I couldn’t bring myself to do it. Not that much money for a used book. Ne-ver.

I mentioned it to my mother during a phone conversation, for shock effect. She grew up during the Great Depression.

“Do it,” she said. “Get it! Buy it! Order it! I’ll even send you the money.” She sounded like one of the creatures in “Goblin Market.” Come buy, come buy. I stretched my gleaming neck. I felt her hands pushing against my back, clawing, scratching — even though she is 400 miles away — moving me up the stairs, to the mouse, to the bookseller, to the cart … and click, it was done. I bought it — Where I Was Born and Raised by David L. Cohn.

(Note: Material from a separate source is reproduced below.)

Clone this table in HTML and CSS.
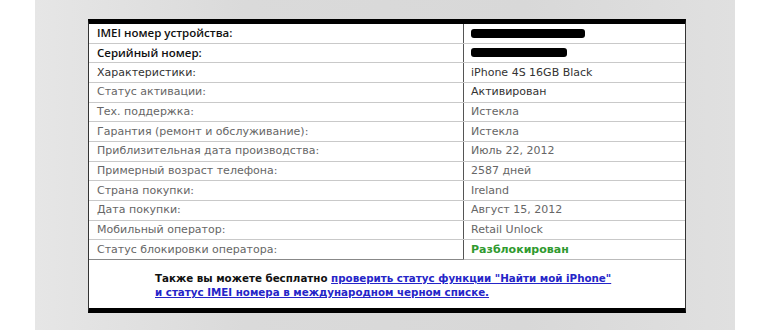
FILE: index.html
```html
<!DOCTYPE html>
<html lang="ru">
<head>
<meta charset="utf-8">
<title>IMEI</title>
<link rel="stylesheet" href="styles.css">
</head>
<body>
<div class="panel">
  <div class="card">
    <table class="info">
      <tr><td class="lbl strong">IMEI номер устройства:</td><td class="val"><span class="redact r1"></span></td></tr>
      <tr><td class="lbl strong">Серийный номер:</td><td class="val"><span class="redact r2"></span></td></tr>
      <tr><td class="lbl dark">Характеристики:</td><td class="val dark">iPhone 4S 16GB Black</td></tr>
      <tr><td class="lbl">Статус активации:</td><td class="val dark">Активирован</td></tr>
      <tr><td class="lbl">Тех. поддержка:</td><td class="val">Истекла</td></tr>
      <tr><td class="lbl">Гарантия (ремонт и обслуживание):</td><td class="val">Истекла</td></tr>
      <tr><td class="lbl">Приблизительная дата производства:</td><td class="val">Июль 22, 2012</td></tr>
      <tr><td class="lbl">Примерный возраст телефона:</td><td class="val">2587 дней</td></tr>
      <tr><td class="lbl">Страна покупки:</td><td class="val">Ireland</td></tr>
      <tr><td class="lbl">Дата покупки:</td><td class="val">Август 15, 2012</td></tr>
      <tr><td class="lbl">Мобильный оператор:</td><td class="val">Retail Unlock</td></tr>
      <tr><td class="lbl">Статус блокировки оператора:</td><td class="val green">Разблокирован</td></tr>
    </table>
    <div class="note">
      Также вы можете бесплатно <a href="#">проверить статус функции "Найти мой iPhone"</a><br>
      <a href="#">и статус IMEI номера в международном черном списке.</a>
    </div>
  </div>
</div>
</body>
</html>
```

FILE: styles.css
```css
html, body {
  margin: 0;
  padding: 0;
  background: #ffffff;
}
body {
  width: 770px;
  height: 330px;
  overflow: hidden;
  font-family: "DejaVu Sans", Verdana, sans-serif;
}
.panel {
  margin-left: 35px;
  width: 700px;
  height: 330px;
  padding-top: 19px;
  box-sizing: border-box;
  background: linear-gradient(to right, #e6e6e6 0%, #dadada 30%, #d8d8d8 70%, #e0e0e0 100%);
}
.card {
  margin-left: 53px;
  width: 598px;
  box-sizing: border-box;
  background: #ffffff;
  border-top: 5px solid #000;
  border-bottom: 5px solid #000;
  border-left: 1px solid #333;
  border-right: 1px solid #333;
}
.info {
  width: 100%;
  border-collapse: collapse;
  table-layout: fixed;
}
.info td {
  height: 18.67px;
  padding: 0 0 0 8px;
  border-bottom: 1px solid #c9c9c9;
  font-size: 11px;
  line-height: 14px;
  color: #666;
  white-space: nowrap;
  vertical-align: middle;
}
.info td.lbl {
  width: 366px;
  border-right: 1px solid #555;
}
.info td.val {
  padding-left: 7px;
}
.info tr:last-child td.lbl {
  border-bottom-color: #888;
}
.info tr:last-child td.val {
  border-bottom-color: #bbb;
}
.info td.strong {
  color: #111;
  font-family: "Open Sans", "DejaVu Sans", sans-serif;
  font-weight: 600;
  font-size: 11.5px;
}
.info td.dark {
  color: #333;
}
.info td.green {
  color: #2f9a2f;
  font-weight: bold;
}
.redact {
  display: inline-block;
  vertical-align: middle;
  height: 9px;
  background: #000;
  border-radius: 3px;
}
.r1 { width: 114px; }
.r2 { width: 96px; }
.note {
  padding: 11px 0 8px 66px;
  font-size: 10.3px;
  line-height: 14.5px;
  font-weight: bold;
  color: #111;
}
.note a {
  color: #2525c8;
  text-decoration: underline;
}
```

Where I Was Born and Raised by David L. Cohn

Page 12. “The Mississippi Delta begins in the lobby of the Peabody Hotel in Memphis and ends on Catfish Row in Vicksburg.” This quote I have used in essays and in my novel — this book, containing the earlier published God Shakes Creation, is the source.

Cohn goes on to explain that, of course, the Delta doesn’t begin at the Peabody. It does begin at a point south of Memphis and end at a point north of Vicksburg. The Peabody symbolized the wealth and culture of Delta white folks who used to go to Memphis to eat, shop, rub shoulders in the Peabody lobby with the rich and famous. Catfish Row “is a typical gathering-place of Negroes. Here are no marble fountains, no orchestras playing at dinner, no movement of bell-boys in bright uniforms. Tumble-down shacks lean crazily over the Mississippi River far below. Inside them are … the music of guitars, the aroma of love, and the soul-satisfying scent of catfish frying to luscious gold-brown in sizzling skillets.”

The book is old; its two parts were written in 1935 and 1947 by one who grew up in the Delta and left, then returned to offer an adult re-evaluation of Southern life — there in that place like no other, a place of complexities and contradictions and a history the rest of the country never understood, a history its own people didn’t understand and were/are slow to grow out of. The most southern place on earth.

I got my hands on it. I can’t wait to get my teeth into it.